• **Information shown**:

---

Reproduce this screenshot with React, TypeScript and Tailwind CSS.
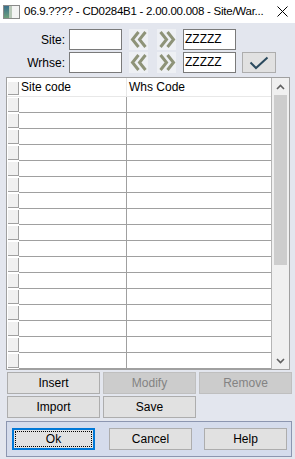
import React from 'react';

const font = { fontFamily: '"Liberation Sans", Arial, sans-serif' };

const Chevrons = ({ dir }: { dir: 'left' | 'right' }) => (
  <div className="w-[19px] h-[21px] bg-[#eef0f4] flex items-center justify-center">
    <svg width="18" height="17" viewBox="0 0 18 17">
      {dir === 'left' ? (
        <g fill="none" stroke="#8e9378" strokeWidth="3">
          <path d="M8.5 1 L2.5 8.5 L8.5 16" />
          <path d="M15.5 1 L9.5 8.5 L15.5 16" />
        </g>
      ) : (
        <g fill="none" stroke="#8e9378" strokeWidth="3">
          <path d="M2.5 1 L8.5 8.5 L2.5 16" />
          <path d="M9.5 1 L15.5 8.5 L9.5 16" />
        </g>
      )}
    </svg>
  </div>
);

const Input = ({ value = '' }: { value?: string }) => (
  <div className="w-[53px] h-[21px] bg-white border border-[#7a7a7a] text-[12px] leading-[19px] pl-[1px] text-black">
    {value}
  </div>
);

const Btn = ({ label, disabled, className = '' }: { label: string; disabled?: boolean; className?: string }) => (
  <div
    className={`h-[22px] border flex items-center justify-center text-[12px] ${
      disabled ? 'bg-[#cccccc] border-[#bfbfbf] text-[#838383]' : 'bg-[#e1e1e1] border-[#adadad] text-black'
    } ${className}`}
  >
    {label}
  </div>
);

export default function App() {
  const rows = Array.from({ length: 17 });
  return (
    <div className="w-[295px] h-[459px] bg-[#e3e6ee] overflow-hidden" style={font}>
      {/* title bar */}
      <div className="h-[23px] bg-white flex items-center">
        <div className="shrink-0 ml-[3px] w-[17px] h-[14px] border border-[#8a8a8a] bg-[#f4f4f4] flex">
          <div className="w-[5px] h-full bg-gradient-to-b from-[#3a6f8a] to-[#6fa07a]" />
          <div className="w-[3px] h-full bg-[#b8c8b8]" />
        </div>
        <div className="ml-[4px] text-[11.5px] tracking-[-0.25px] text-black whitespace-nowrap">
          06.9.???? - CD0284B1 - 2.00.00.008 - Site/War...
        </div>
        <svg className="shrink-0 ml-auto mr-[7px]" width="11" height="11" viewBox="0 0 11 11">
          <path d="M0.5 0.5 L10.5 10.5 M10.5 0.5 L0.5 10.5" stroke="#000" strokeWidth="1" />
        </svg>
      </div>

      {/* filter rows */}
      <div className="pt-[6px] flex flex-col gap-[2px]">
        <div className="flex items-center h-[21px]">
          <div className="w-[66px] text-right text-[12px] text-black pr-[1px]">Site:</div>
          <div className="ml-[3px]"><Input /></div>
          <div className="ml-[7px]"><Chevrons dir="left" /></div>
          <div className="ml-[9px]"><Chevrons dir="right" /></div>
          <div className="ml-[7px]"><Input value="ZZZZZ" /></div>
        </div>
        <div className="flex items-center h-[21px]">
          <div className="w-[66px] text-right text-[12px] text-black pr-[1px]">Wrhse:</div>
          <div className="ml-[3px]"><Input /></div>
          <div className="ml-[7px]"><Chevrons dir="left" /></div>
          <div className="ml-[9px]"><Chevrons dir="right" /></div>
          <div className="ml-[7px]"><Input value="ZZZZZ" /></div>
          <div className="ml-[6px] w-[34px] h-[21px] bg-[#e1e1e1] border border-[#adadad] flex items-center justify-center">
            <svg width="20" height="14" viewBox="0 0 20 14">
              <path d="M1.5 6.5 L7 12 L18.5 1.5" fill="none" stroke="#2b4a5e" strokeWidth="2" />
            </svg>
          </div>
        </div>
      </div>

      {/* grid */}
      <div className="mt-[4px] ml-[6px] w-[284px] h-[293px] border border-[#a0a0a0] bg-white flex">
        <div className="w-[265px] flex flex-col border-r border-[#b5b5b5]">
          <div className="h-[19px] flex items-stretch border-b border-[#e8e8e8]">
            <div className="ml-[1px] mt-[4px] mb-[1px] w-[11px] bg-[#f0f0f0] border-r border-b border-[#a0a0a0]" />
            <div className="w-[108px] pl-[2px] text-[12px] leading-[19px] text-black border-r border-[#e8e8e8]">Site code</div>
            <div className="flex-1 pl-[2px] text-[12px] leading-[19px] text-black">Whs Code</div>
          </div>
          {rows.map((_, i) => (
            <div key={i} className="h-[16px] flex items-stretch">
              <div className="ml-[1px] my-[1px] w-[11px] bg-[#f0f0f0] border-r border-b border-[#a0a0a0]" />
              <div className="w-[108px] border-r border-b border-[#a0a0a0]" />
              <div className="flex-1 border-b border-[#a0a0a0]" />
            </div>
          ))}
        </div>
        <div className="flex-1 bg-[#f0f0f0] flex flex-col">
          <div className="h-[17px] flex items-center justify-center">
            <svg width="9" height="6" viewBox="0 0 9 6">
              <path d="M1 5 L4.5 1.5 L8 5" fill="none" stroke="#606060" strokeWidth="1.6" />
            </svg>
          </div>
          <div className="mx-[2px] h-[170px] bg-[#cdcdcd]" />
          <div className="flex-1" />
          <div className="h-[17px] flex items-center justify-center">
            <svg width="9" height="6" viewBox="0 0 9 6">
              <path d="M1 1 L4.5 4.5 L8 1" fill="none" stroke="#606060" strokeWidth="1.6" />
            </svg>
          </div>
        </div>
      </div>

      {/* action buttons */}
      <div className="mt-[2px] ml-[7px] grid grid-cols-[93px_93px_93px] gap-x-[3px] gap-y-[2px]">
        <Btn label="Insert" />
        <Btn label="Modify" disabled />
        <Btn label="Remove" disabled />
        <Btn label="Import" />
        <Btn label="Save" />
      </div>

      {/* bottom panel */}
      <div className="mt-[3px] ml-[6px] w-[286px] h-[36px] bg-[#d5dcec] border border-[#8c96b0] flex items-center">
        <div className="ml-[5px] w-[83px] h-[22px] bg-[#e1e1e1] border-2 border-[#0078d7] p-[1px]">
          <div className="w-full h-full border border-dotted border-black flex items-center justify-center text-[12px] text-black">
            Ok
          </div>
        </div>
        <Btn label="Cancel" className="ml-[14px] w-[83px]" />
        <Btn label="Help" className="ml-[12px] w-[83px]" />
      </div>
    </div>
  );
}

---

• **Do this**:
Write out the full set of lines verbatim, without the pictures.

• **Expected output**:
Reproduce this screenshot with React, TypeScript and Tailwind CSS.
import React from 'react';

const font = { fontFamily: '"Liberation Sans", Arial, sans-serif' };

const Chevrons = ({ dir }: { dir: 'left' | 'right' }) => (
  <div className="w-[19px] h-[21px] bg-[#eef0f4] flex items-center justify-center">
    <svg width="18" height="17" viewBox="0 0 18 17">
      {dir === 'left' ? (
        <g fill="none" stroke="#8e9378" strokeWidth="3">
          <path d="M8.5 1 L2.5 8.5 L8.5 16" />
          <path d="M15.5 1 L9.5 8.5 L15.5 16" />
        </g>
      ) : (
        <g fill="none" stroke="#8e9378" strokeWidth="3">
          <path d="M2.5 1 L8.5 8.5 L2.5 16" />
          <path d="M9.5 1 L15.5 8.5 L9.5 16" />
        </g>
      )}
    </svg>
  </div>
);

const Input = ({ value = '' }: { value?: string }) => (
  <div className="w-[53px] h-[21px] bg-white border border-[#7a7a7a] text-[12px] leading-[19px] pl-[1px] text-black">
    {value}
  </div>
);

const Btn = ({ label, disabled, className = '' }: { label: string; disabled?: boolean; className?: string }) => (
  <div
    className={`h-[22px] border flex items-center justify-center text-[12px] ${
      disabled ? 'bg-[#cccccc] border-[#bfbfbf] text-[#838383]' : 'bg-[#e1e1e1] border-[#adadad] text-black'
    } ${className}`}
  >
    {label}
  </div>
);

export default function App() {
  const rows = Array.from({ length: 17 });
  return (
    <div className="w-[295px] h-[459px] bg-[#e3e6ee] overflow-hidden" style={font}>
      {/* title bar */}
      <div className="h-[23px] bg-white flex items-center">
        <div className="shrink-0 ml-[3px] w-[17px] h-[14px] border border-[#8a8a8a] bg-[#f4f4f4] flex">
          <div className="w-[5px] h-full bg-gradient-to-b from-[#3a6f8a] to-[#6fa07a]" />
          <div className="w-[3px] h-full bg-[#b8c8b8]" />
        </div>
        <div className="ml-[4px] text-[11.5px] tracking-[-0.25px] text-black whitespace-nowrap">
          06.9.???? - CD0284B1 - 2.00.00.008 - Site/War...
        </div>
        <svg className="shrink-0 ml-auto mr-[7px]" width="11" height="11" viewBox="0 0 11 11">
          <path d="M0.5 0.5 L10.5 10.5 M10.5 0.5 L0.5 10.5" stroke="#000" strokeWidth="1" />
        </svg>
      </div>

      {/* filter rows */}
      <div className="pt-[6px] flex flex-col gap-[2px]">
        <div className="flex items-center h-[21px]">
          <div className="w-[66px] text-right text-[12px] text-black pr-[1px]">Site:</div>
          <div className="ml-[3px]"><Input /></div>
          <div className="ml-[7px]"><Chevrons dir="left" /></div>
          <div className="ml-[9px]"><Chevrons dir="right" /></div>
          <div className="ml-[7px]"><Input value="ZZZZZ" /></div>
        </div>
        <div className="flex items-center h-[21px]">
          <div className="w-[66px] text-right text-[12px] text-black pr-[1px]">Wrhse:</div>
          <div className="ml-[3px]"><Input /></div>
          <div className="ml-[7px]"><Chevrons dir="left" /></div>
          <div className="ml-[9px]"><Chevrons dir="right" /></div>
          <div className="ml-[7px]"><Input value="ZZZZZ" /></div>
          <div className="ml-[6px] w-[34px] h-[21px] bg-[#e1e1e1] border border-[#adadad] flex items-center justify-center">
            <svg width="20" height="14" viewBox="0 0 20 14">
              <path d="M1.5 6.5 L7 12 L18.5 1.5" fill="none" stroke="#2b4a5e" strokeWidth="2" />
            </svg>
          </div>
        </div>
      </div>

      {/* grid */}
      <div className="mt-[4px] ml-[6px] w-[284px] h-[293px] border border-[#a0a0a0] bg-white flex">
        <div className="w-[265px] flex flex-col border-r border-[#b5b5b5]">
          <div className="h-[19px] flex items-stretch border-b border-[#e8e8e8]">
            <div className="ml-[1px] mt-[4px] mb-[1px] w-[11px] bg-[#f0f0f0] border-r border-b border-[#a0a0a0]" />
            <div className="w-[108px] pl-[2px] text-[12px] leading-[19px] text-black border-r border-[#e8e8e8]">Site code</div>
            <div className="flex-1 pl-[2px] text-[12px] leading-[19px] text-black">Whs Code</div>
          </div>
          {rows.map((_, i) => (
            <div key={i} className="h-[16px] flex items-stretch">
              <div className="ml-[1px] my-[1px] w-[11px] bg-[#f0f0f0] border-r border-b border-[#a0a0a0]" />
              <div className="w-[108px] border-r border-b border-[#a0a0a0]" />
              <div className="flex-1 border-b border-[#a0a0a0]" />
            </div>
          ))}
        </div>
        <div className="flex-1 bg-[#f0f0f0] flex flex-col">
          <div className="h-[17px] flex items-center justify-center">
            <svg width="9" height="6" viewBox="0 0 9 6">
              <path d="M1 5 L4.5 1.5 L8 5" fill="none" stroke="#606060" strokeWidth="1.6" />
            </svg>
          </div>
          <div className="mx-[2px] h-[170px] bg-[#cdcdcd]" />
          <div className="flex-1" />
          <div className="h-[17px] flex items-center justify-center">
            <svg width="9" height="6" viewBox="0 0 9 6">
              <path d="M1 1 L4.5 4.5 L8 1" fill="none" stroke="#606060" strokeWidth="1.6" />
            </svg>
          </div>
        </div>
      </div>

      {/* action buttons */}
      <div className="mt-[2px] ml-[7px] grid grid-cols-[93px_93px_93px] gap-x-[3px] gap-y-[2px]">
        <Btn label="Insert" />
        <Btn label="Modify" disabled />
        <Btn label="Remove" disabled />
        <Btn label="Import" />
        <Btn label="Save" />
      </div>

      {/* bottom panel */}
      <div className="mt-[3px] ml-[6px] w-[286px] h-[36px] bg-[#d5dcec] border border-[#8c96b0] flex items-center">
        <div className="ml-[5px] w-[83px] h-[22px] bg-[#e1e1e1] border-2 border-[#0078d7] p-[1px]">
          <div className="w-full h-full border border-dotted border-black flex items-center justify-center text-[12px] text-black">
            Ok
          </div>
        </div>
        <Btn label="Cancel" className="ml-[14px] w-[83px]" />
        <Btn label="Help" className="ml-[12px] w-[83px]" />
      </div>
    </div>
  );
}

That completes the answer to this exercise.